#### [WRITTEN EXERCISE]
Retype exactly the lines from the first one through the line with "const [active, setActive] = useState(0);", including both ends; skip any pictures.

#### [GIVEN INFORMATION]
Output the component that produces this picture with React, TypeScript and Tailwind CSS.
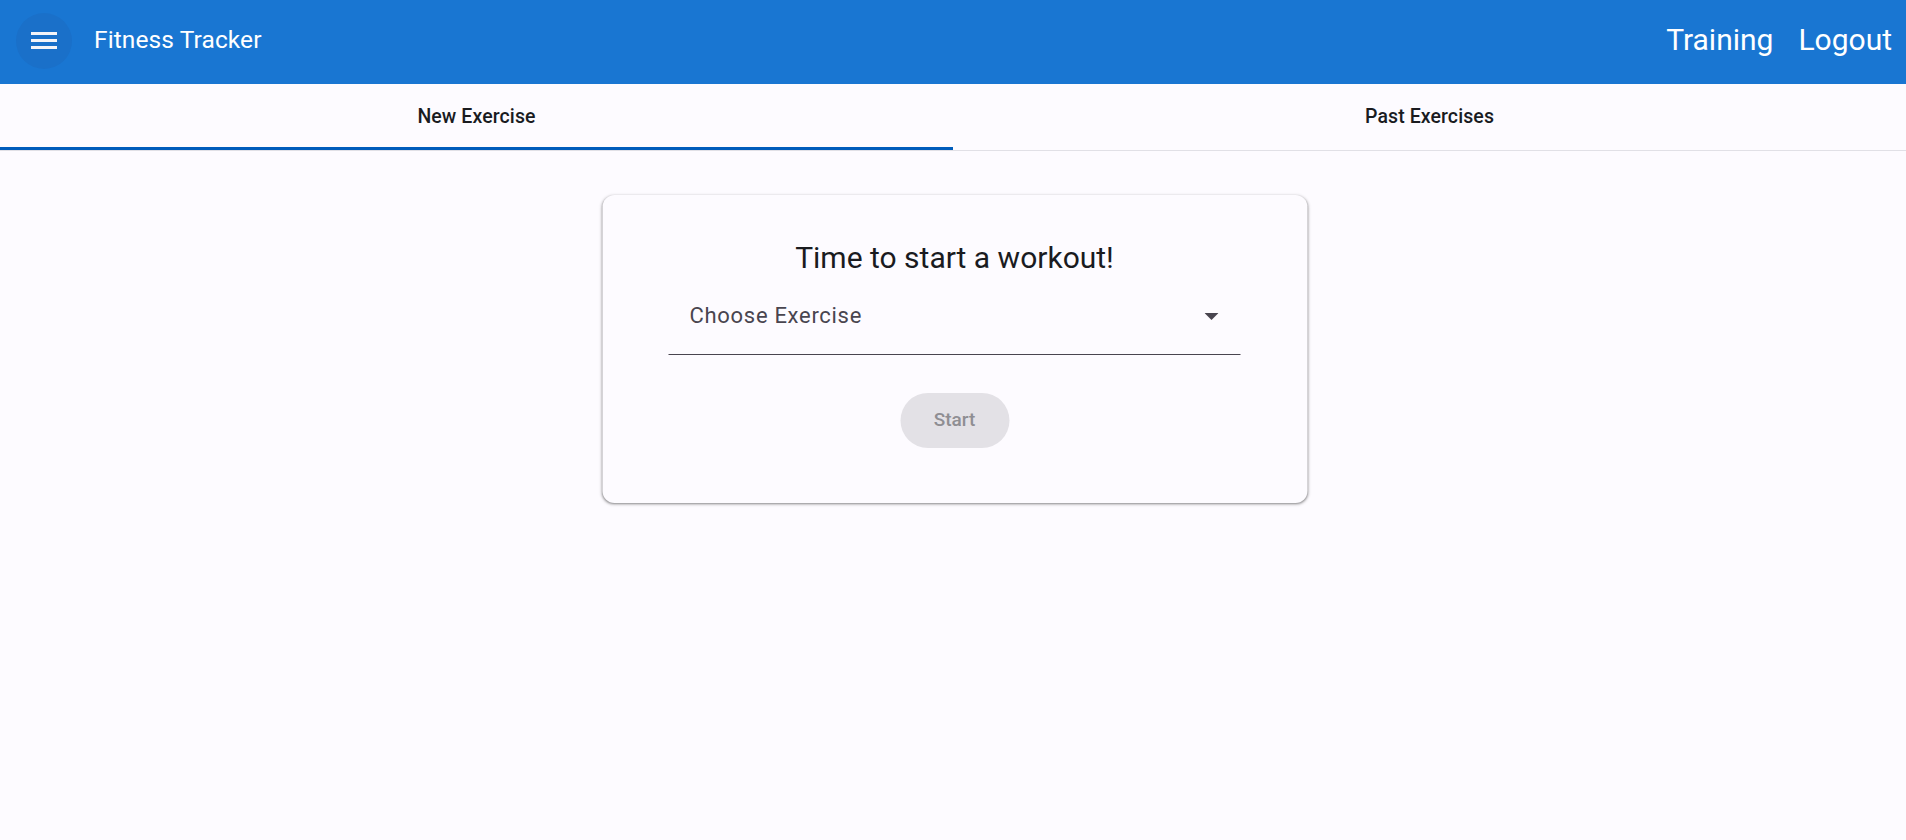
import { useState } from "react";

const tabs = ["New Exercise", "Past Exercises"];

function MenuIcon() {
  return (
    <svg viewBox="0 0 26 18" className="h-[18px] w-[26px]" aria-hidden="true">
      <rect x="0" y="0" width="26" height="3" fill="#f4f4f8" />
      <rect x="0" y="7" width="26" height="3" fill="#f4f4f8" />
      <rect x="0" y="14" width="26" height="3" fill="#f4f4f8" />
    </svg>
  );
}

export default function App() {
  const [active, setActive] = useState(0);

  return (
    <div className="min-h-screen bg-[#fdfbff] font-['Roboto',sans-serif]">
      <header className="flex h-[84px] items-center bg-[#1976d2] pb-[2px] pl-4 pr-[14px] text-white">
        <button
          className="flex h-[56px] w-[56px] items-center justify-center rounded-full bg-[#1a70c9]"
          aria-label="Menu"
        >
          <MenuIcon />
        </button>
        <span className="ml-[22px] pb-[1px] text-[24.5px] tracking-[0.1px]">Fitness Tracker</span>
        <nav className="ml-auto flex items-center gap-[25px] pb-[3px] text-[30px]">
          <a href="#">Training</a>
          <a href="#">Logout</a>
        </nav>
      </header>

      <div className="grid grid-cols-2 border-b border-[#e1e0e6]">
        {tabs.map((t, i) => (
          <button
            key={t}
            onClick={() => setActive(i)}
            className={
              "flex h-[66px] items-center justify-center border-b-[3px] pt-[2px] text-[19.5px] font-medium tracking-[0.1px] text-[#1a1b1f] " +
              (active === i ? "border-[#005cbb]" : "border-transparent")
            }
          >
            {t}
          </button>
        ))}
      </div>

      <div className="mx-auto mt-[44px] flex w-[705px] translate-x-[1.5px] flex-col items-center rounded-[12px] bg-[#fdfbff] pb-[55px] pt-[45px] shadow-[0_1px_2px_rgba(0,0,0,0.3),0_1px_3px_1px_rgba(0,0,0,0.15)]">
        <h1 className="text-[30px] leading-[36px] text-[#1a1b1f]">Time to start a workout!</h1>
        <div className="mt-[2px] flex h-[77px] w-[572px] items-center justify-between border-b border-[#49454f] pl-[21px] pr-[22px]">
          <span className="text-[22px] leading-[28px] tracking-[0.7px] text-[#49454f]">Choose Exercise</span>
          <svg viewBox="0 0 14 7" className="h-[7px] w-[14px]" aria-hidden="true">
            <path d="M0 0h14L7 7z" fill="#49454f" />
          </svg>
        </div>
        <button
          disabled
          className="mt-[38px] flex h-[55px] w-[109px] items-center justify-center rounded-full bg-[#e3e1e6] text-[19px] font-medium text-[#8f8e93]"
        >
          Start
        </button>
      </div>
    </div>
  );
}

#### [RESPONSE]
Output the component that produces this picture with React, TypeScript and Tailwind CSS.
import { useState } from "react";

const tabs = ["New Exercise", "Past Exercises"];

function MenuIcon() {
  return (
    <svg viewBox="0 0 26 18" className="h-[18px] w-[26px]" aria-hidden="true">
      <rect x="0" y="0" width="26" height="3" fill="#f4f4f8" />
      <rect x="0" y="7" width="26" height="3" fill="#f4f4f8" />
      <rect x="0" y="14" width="26" height="3" fill="#f4f4f8" />
    </svg>
  );
}

export default function App() {
  const [active, setActive] = useState(0);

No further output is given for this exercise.